The debate went on with the questioner comparing domesticated dogs and cats being caged and mutilated to plights of wild animals like dolphins and elephants. This was in response to people explaining to the questioner that stray animals die of starvation and disease. Apparently even the label "stray" upsets the free roaming advocate questioner. Another questioner Tweet was "Why are they called strays and other animals are not." Pounds and shelters were compared to concentration camps by the questioner and setting pets free as some sort of tough love way of making right the wrongs humans have done in breeding domestic animals to begin with. Except I am the only one using the word domestic. Right now. In this post. And it is the key to this debate.
Domesticated animals are not wild. They don't know how to be wild. They die without the help of humans. Is this humans fault? Maybe. Partly. But most of the science I have understood as far as dogs and cats are concerned is that it is they who chose to come and live with and rely on humans, not by humans forcing them into slavery. There are animals we have done that with. All animal lovers know that all too well. Most animals humans use as slaves though are still genetically wild animals. Orca whales, dolphins, elephants, bears, etc could and should indeed be set free to be wild. But dogs and cats? They've had a symbiotic relationship with humans for tens of thousands of years. And part of that relationship means we should do what we can to keep them healthy and safe. Which means controlling their population through spaying and neutering.
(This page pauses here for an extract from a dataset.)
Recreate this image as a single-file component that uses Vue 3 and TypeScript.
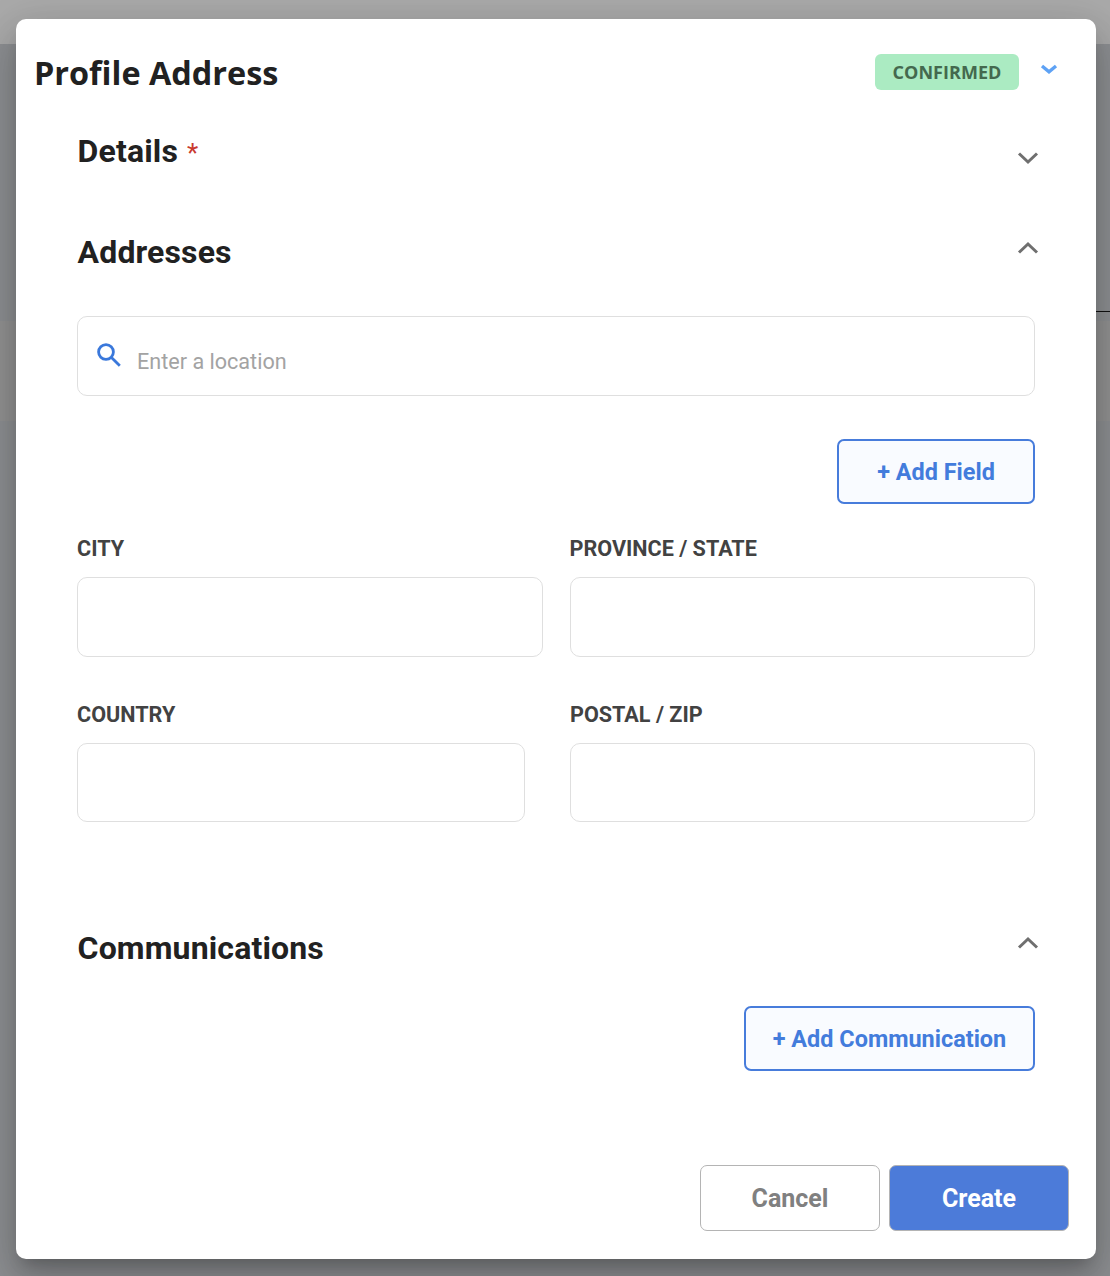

All of this seems so black and white to me. I believe that we knew we were doing the right thing for long ago domesticated animals by helping to control their populations. The symbiotic relationship between humans and these animals is that we provide them with food and shelter and they provide us with work and love. If there are too many dogs and cats for us to provide for, allowing them to die in the wild or killing them isn't part of the caring for their health and safety deal we made when these animals chose to live with us tens of thousands of years ago. They still work for us and love us. We have medical technology that, with very little side effects, continues to allow us to try to feed and shelter them. Why would this still be something we debate?